• _Records shown_:

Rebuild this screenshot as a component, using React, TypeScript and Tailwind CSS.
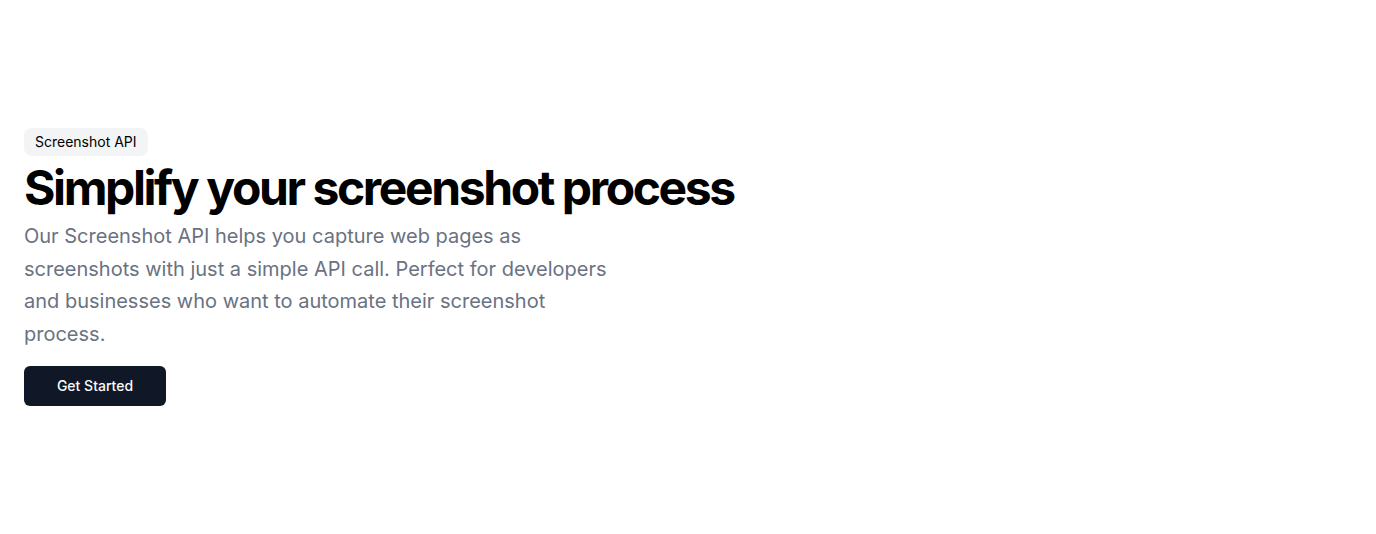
export default function App() {
  return (
    <section className="w-full bg-white py-32 font-['Inter',sans-serif]">
      <div className="px-6">
        <div className="flex flex-col items-start space-y-2">
          <div className="inline-block rounded-lg bg-gray-100 px-[11px] py-1 text-sm text-black">Screenshot API</div>
          <h1 className="text-5xl font-bold tracking-tighter text-black">Simplify your screenshot process</h1>
          <p className="max-w-[600px] text-xl/relaxed text-gray-500">
            Our Screenshot API helps you capture web pages as screenshots with just a simple API call. Perfect for
            developers and businesses who want to automate their screenshot process.
          </p>
          <div className="pt-2">
            <button className="inline-flex h-10 w-[142px] items-center justify-center rounded-md bg-gray-900 text-sm font-medium text-gray-50">
              Get Started
            </button>
          </div>
        </div>
      </div>
    </section>
  );
}
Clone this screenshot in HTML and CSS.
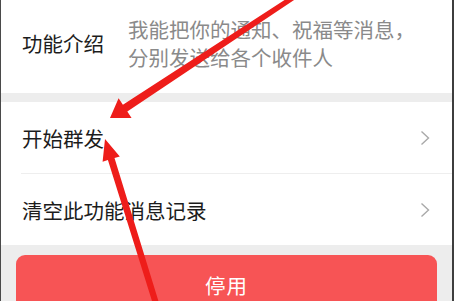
FILE: index.html
```html
<!DOCTYPE html>
<html lang="zh-CN">
<head>
<meta charset="utf-8">
<link rel="stylesheet" href="styles.css">
</head>
<body>
<div class="page">
  <div class="card intro">
    <div class="label">功能介绍</div>
    <div class="desc">我能把你的通知、祝福等消息，<br>分别发送给各个收件人</div>
  </div>
  <div class="card list">
    <div class="row">
      <span class="label">开始群发</span>
      <svg class="chev" viewBox="0 0 10 16" width="10" height="16"><path d="M1.5 1.5 L8.5 8 L1.5 14.5" fill="none" stroke="#a9a9a9" stroke-width="1.4"/></svg>
    </div>
    <div class="divider"></div>
    <div class="row">
      <span class="label">清空此功能消息记录</span>
      <svg class="chev" viewBox="0 0 10 16" width="10" height="16"><path d="M1.5 1.5 L8.5 8 L1.5 14.5" fill="none" stroke="#a9a9a9" stroke-width="1.4"/></svg>
    </div>
  </div>
  <div class="btn">停用</div>
  <svg class="arrows" width="454" height="301" viewBox="0 0 454 301">
    <polygon fill="#ee1d1a" points="110,118 118.6,98.2 122.9,104.8 298.6,-9.1 301.4,-4.9 127.3,111.4 131.6,118"/>
    <polygon fill="#ee1d1a" points="105,139 119.8,156.4 114.5,158.1 160.9,309.1 155.1,310.9 107.9,160.1 102.6,161.8"/>
  </svg>
</div>
</body>
</html>
```
FILE: styles.css
```css
html, body {
  margin: 0;
  padding: 0;
}
body {
  width: 454px;
  height: 301px;
  overflow: hidden;
  font-family: "Noto Sans CJK SC", "Noto Sans", sans-serif;
}
.page {
  position: relative;
  height: 301px;
  background: #ededed;
  border-left: 1px solid #4a4a4a;
  border-right: 2px solid #3e3e3e;
  overflow: hidden;
}
.card {
  background: #fff;
}
.intro {
  height: 85px;
  display: flex;
  align-items: center;
  padding-left: 21px;
  padding-bottom: 8px;
}
.label {
  font-size: 20.5px;
  color: #1c1c1c;
  line-height: 28px;
}
.intro .label {
  width: 106px;
  flex: none;
}
.desc {
  font-size: 20.5px;
  line-height: 28px;
  color: #8a8a8a;
}
.list {
  margin-top: 9px;
}
.row {
  height: 71px;
  display: flex;
  align-items: center;
  justify-content: space-between;
  padding-left: 21px;
  padding-right: 22px;
}
.divider {
  height: 1px;
  margin-left: 20px;
  background: #eeeeee;
}
.chev {
  display: block;
}
.btn {
  margin: 10px 15px 0;
  height: 60px;
  border-radius: 9px;
  background: #f75455;
  color: #fff;
  font-size: 20.5px;
  display: flex;
  align-items: center;
  justify-content: center;
  letter-spacing: 1px;
}
.arrows {
  position: absolute;
  left: -1px;
  top: 0;
}
```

• _Stated task_: Transcribe the whole listing exactly. Pictures are excluded.

• _The solution_:
Rebuild this screenshot as a component, using React, TypeScript and Tailwind CSS.
export default function App() {
  return (
    <section className="w-full bg-white py-32 font-['Inter',sans-serif]">
      <div className="px-6">
        <div className="flex flex-col items-start space-y-2">
          <div className="inline-block rounded-lg bg-gray-100 px-[11px] py-1 text-sm text-black">Screenshot API</div>
          <h1 className="text-5xl font-bold tracking-tighter text-black">Simplify your screenshot process</h1>
          <p className="max-w-[600px] text-xl/relaxed text-gray-500">
            Our Screenshot API helps you capture web pages as screenshots with just a simple API call. Perfect for
            developers and businesses who want to automate their screenshot process.
          </p>
          <div className="pt-2">
            <button className="inline-flex h-10 w-[142px] items-center justify-center rounded-md bg-gray-900 text-sm font-medium text-gray-50">
              Get Started
            </button>
          </div>
        </div>
      </div>
    </section>
  );
}
Clone this screenshot in HTML and CSS.
FILE: index.html
```html
<!DOCTYPE html>
<html lang="zh-CN">
<head>
<meta charset="utf-8">
<link rel="stylesheet" href="styles.css">
</head>
<body>
<div class="page">
  <div class="card intro">
    <div class="label">功能介绍</div>
    <div class="desc">我能把你的通知、祝福等消息，<br>分别发送给各个收件人</div>
  </div>
  <div class="card list">
    <div class="row">
      <span class="label">开始群发</span>
      <svg class="chev" viewBox="0 0 10 16" width="10" height="16"><path d="M1.5 1.5 L8.5 8 L1.5 14.5" fill="none" stroke="#a9a9a9" stroke-width="1.4"/></svg>
    </div>
    <div class="divider"></div>
    <div class="row">
      <span class="label">清空此功能消息记录</span>
      <svg class="chev" viewBox="0 0 10 16" width="10" height="16"><path d="M1.5 1.5 L8.5 8 L1.5 14.5" fill="none" stroke="#a9a9a9" stroke-width="1.4"/></svg>
    </div>
  </div>
  <div class="btn">停用</div>
  <svg class="arrows" width="454" height="301" viewBox="0 0 454 301">
    <polygon fill="#ee1d1a" points="110,118 118.6,98.2 122.9,104.8 298.6,-9.1 301.4,-4.9 127.3,111.4 131.6,118"/>
    <polygon fill="#ee1d1a" points="105,139 119.8,156.4 114.5,158.1 160.9,309.1 155.1,310.9 107.9,160.1 102.6,161.8"/>
  </svg>
</div>
</body>
</html>
```
FILE: styles.css
```css
html, body {
  margin: 0;
  padding: 0;
}
body {
  width: 454px;
  height: 301px;
  overflow: hidden;
  font-family: "Noto Sans CJK SC", "Noto Sans", sans-serif;
}
.page {
  position: relative;
  height: 301px;
  background: #ededed;
  border-left: 1px solid #4a4a4a;
  border-right: 2px solid #3e3e3e;
  overflow: hidden;
}
.card {
  background: #fff;
}
.intro {
  height: 85px;
  display: flex;
  align-items: center;
  padding-left: 21px;
  padding-bottom: 8px;
}
.label {
  font-size: 20.5px;
  color: #1c1c1c;
  line-height: 28px;
}
.intro .label {
  width: 106px;
  flex: none;
}
.desc {
  font-size: 20.5px;
  line-height: 28px;
  color: #8a8a8a;
}
.list {
  margin-top: 9px;
}
.row {
  height: 71px;
  display: flex;
  align-items: center;
  justify-content: space-between;
  padding-left: 21px;
  padding-right: 22px;
}
.divider {
  height: 1px;
  margin-left: 20px;
  background: #eeeeee;
}
.chev {
  display: block;
}
.btn {
  margin: 10px 15px 0;
  height: 60px;
  border-radius: 9px;
  background: #f75455;
  color: #fff;
  font-size: 20.5px;
  display: flex;
  align-items: center;
  justify-content: center;
  letter-spacing: 1px;
}
.arrows {
  position: absolute;
  left: -1px;
  top: 0;
}
```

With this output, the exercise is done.